In response to this blatant denial of their rights, ten members of GIs Untied, filed suit in the U. S. District Court for the District of South Carolina. The suit asks for a declaratory Judgment by the court that the plaintiffs and all other GIs at Fort Jackson have the right to hold meetings on or off post to discuss matters of concern to them, including the war In Vietnam, and that they have the right to circulate petitions for redress of grievances. The suit further asks for a court order directing the Commanding General to grant facilities for a meeting at which GIs could discuss public issues. It also requests the court to enjoin the Army from harassing and attempting to intimidate the GIs who are trying to exercise their First Amendment rights. This suit, if victorious, will have Army-wide effect

Of the ten plaintiffs who instituted the suit, five are among those facing courts-martial, one other was given a punitive transfer to Fort Bragg and one is being threatened with a less than honorable discharge.

In short, the Army is responding to the fight by GIs for their constitutional rights, with a crude frame up in an attempt to silence all antiwar or civil libertarian voices of dissent within Its ranks. That is why the GIs are now facing court-martial.

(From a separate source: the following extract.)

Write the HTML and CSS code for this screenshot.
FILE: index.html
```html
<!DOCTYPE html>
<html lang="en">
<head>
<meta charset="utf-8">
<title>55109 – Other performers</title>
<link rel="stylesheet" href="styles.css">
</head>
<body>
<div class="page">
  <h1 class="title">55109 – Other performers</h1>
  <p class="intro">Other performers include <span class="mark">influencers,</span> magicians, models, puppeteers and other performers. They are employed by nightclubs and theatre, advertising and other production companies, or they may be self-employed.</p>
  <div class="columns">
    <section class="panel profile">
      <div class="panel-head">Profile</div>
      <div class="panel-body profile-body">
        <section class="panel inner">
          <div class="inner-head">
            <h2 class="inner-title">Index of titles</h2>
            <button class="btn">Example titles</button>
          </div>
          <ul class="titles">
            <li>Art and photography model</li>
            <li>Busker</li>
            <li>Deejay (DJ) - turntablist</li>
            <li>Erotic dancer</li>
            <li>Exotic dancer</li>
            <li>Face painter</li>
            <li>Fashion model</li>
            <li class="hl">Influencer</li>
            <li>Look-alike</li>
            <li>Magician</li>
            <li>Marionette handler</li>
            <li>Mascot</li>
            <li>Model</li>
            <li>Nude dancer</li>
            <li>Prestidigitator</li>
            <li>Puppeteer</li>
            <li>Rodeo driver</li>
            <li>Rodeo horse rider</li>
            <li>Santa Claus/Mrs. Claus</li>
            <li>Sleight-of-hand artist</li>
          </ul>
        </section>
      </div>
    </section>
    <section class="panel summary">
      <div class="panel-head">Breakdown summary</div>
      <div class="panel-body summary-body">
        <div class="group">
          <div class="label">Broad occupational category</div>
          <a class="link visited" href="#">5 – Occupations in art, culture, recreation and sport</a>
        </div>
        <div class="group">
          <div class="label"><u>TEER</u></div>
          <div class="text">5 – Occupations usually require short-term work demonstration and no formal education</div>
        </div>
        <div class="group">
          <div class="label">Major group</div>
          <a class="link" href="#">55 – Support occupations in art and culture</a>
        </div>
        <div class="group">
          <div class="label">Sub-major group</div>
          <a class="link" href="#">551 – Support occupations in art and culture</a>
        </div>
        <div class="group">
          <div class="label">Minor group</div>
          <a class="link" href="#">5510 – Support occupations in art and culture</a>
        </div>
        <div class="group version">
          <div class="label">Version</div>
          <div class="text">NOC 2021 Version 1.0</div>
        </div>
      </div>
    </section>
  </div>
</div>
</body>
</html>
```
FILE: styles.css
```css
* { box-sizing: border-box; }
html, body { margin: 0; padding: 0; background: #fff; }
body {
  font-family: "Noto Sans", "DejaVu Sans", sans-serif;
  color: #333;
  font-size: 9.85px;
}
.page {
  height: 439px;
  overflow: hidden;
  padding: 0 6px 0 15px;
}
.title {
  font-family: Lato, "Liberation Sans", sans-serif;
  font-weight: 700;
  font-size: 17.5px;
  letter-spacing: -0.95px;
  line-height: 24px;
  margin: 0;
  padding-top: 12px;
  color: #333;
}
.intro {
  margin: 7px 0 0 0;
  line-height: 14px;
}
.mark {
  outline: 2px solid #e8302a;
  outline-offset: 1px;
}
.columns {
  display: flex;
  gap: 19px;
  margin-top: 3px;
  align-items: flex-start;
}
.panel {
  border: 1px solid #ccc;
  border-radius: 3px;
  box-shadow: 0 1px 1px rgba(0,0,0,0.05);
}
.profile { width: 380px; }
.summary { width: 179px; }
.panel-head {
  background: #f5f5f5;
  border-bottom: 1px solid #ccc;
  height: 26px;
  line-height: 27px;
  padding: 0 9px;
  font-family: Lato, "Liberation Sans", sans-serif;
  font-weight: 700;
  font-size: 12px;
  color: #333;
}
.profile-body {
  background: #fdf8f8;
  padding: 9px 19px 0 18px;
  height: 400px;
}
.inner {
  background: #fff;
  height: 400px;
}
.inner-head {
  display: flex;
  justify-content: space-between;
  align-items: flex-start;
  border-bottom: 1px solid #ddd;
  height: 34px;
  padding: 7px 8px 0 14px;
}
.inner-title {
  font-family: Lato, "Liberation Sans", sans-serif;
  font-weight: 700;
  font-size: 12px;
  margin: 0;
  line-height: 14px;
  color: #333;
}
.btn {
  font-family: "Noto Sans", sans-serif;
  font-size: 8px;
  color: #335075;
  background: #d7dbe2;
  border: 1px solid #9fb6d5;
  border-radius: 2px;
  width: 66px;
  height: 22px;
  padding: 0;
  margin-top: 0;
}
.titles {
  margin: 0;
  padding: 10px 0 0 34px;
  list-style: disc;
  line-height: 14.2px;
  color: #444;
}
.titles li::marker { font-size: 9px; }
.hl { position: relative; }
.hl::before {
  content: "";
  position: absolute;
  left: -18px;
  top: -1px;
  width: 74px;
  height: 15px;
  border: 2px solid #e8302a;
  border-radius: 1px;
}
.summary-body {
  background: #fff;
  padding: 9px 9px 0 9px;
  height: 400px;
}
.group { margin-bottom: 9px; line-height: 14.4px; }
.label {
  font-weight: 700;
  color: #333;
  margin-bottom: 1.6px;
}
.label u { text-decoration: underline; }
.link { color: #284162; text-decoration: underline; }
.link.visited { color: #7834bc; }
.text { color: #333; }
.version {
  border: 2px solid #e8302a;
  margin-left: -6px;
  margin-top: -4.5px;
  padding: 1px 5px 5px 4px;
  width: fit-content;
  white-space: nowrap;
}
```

The McCarthyite procedures which the Army is following were made even clearer when it was disclosed that one of the GIs originally arrested was, in fact, operating "in the interest of the command." In other words, as a spy and agent-provocateur within the ranks of GIs United. The fact that this agent, who went by the name of John Huffman, was present at meetings where defense strategy was discussed by the GIs with their attorneys, severely compromises the Army's case. Charges against this man were, of course, dropped. The "Fort Jackson Nine" became the "Fort Jackson Eight".

A Question of Fundamental Rights

The basic issues involved in the case of the Fort Jackson GIs are simple but they are fundamental questions of civil liberties that affect all Americans.

Both the lawsuit against the Army and the frame up directed against the man deal directly with the same issue: are soldiers, who are citizens in uniform, protected by the U. S. Constitution, and in particular the First Amendment to the Constitution? Do GIs have the same right to discuss and take positions on the war in Vietnam and other issues of public concern as do citizens who are fortunate enough not to have been drafted?

Can the Army really expect that, with the entire country divided about the correctness of America's Policy in Vietnam, with millions of Americans demonstrating against the war, with, Senators and Congressmen daily expressing opinions pro and con, the very men who are asked to fight that war will not have an opinion on the question? And don't they have the right to express that opinion even though they are member, of the armed forces?

Writing In the April 20. 1969, issue of The New York Times, Ben A. Franklin clearly exposes the Army's frame-up attempt. "A classic case approaches a climax this week at Fort Jackson, S.C. By harassing, restricting and arresting on dubious charges the leaders of an interracial militant enlisted group there called GIs United Against the War in Vietnam, Fort Jackson's Brass has produced a cause celebre out of all proportion to the known facts. It has also brought about two court actions, directed by capable and contentious civilian legal counsel, which may give a merely fractious episode lasting effect.

"The Fort Jackson lawsuits, if they are upheld, will give the courts a clear opening to declare that American enlisted men do, indeed, have the same right to oppose by all lawful, orderly means the course chosen by their Government and military leaders."

The Fort Jackson GIs need all the help they can get, from all those who believe that soldiers, as citizens , have the same rights as civilians to discuss the war in Vietnam.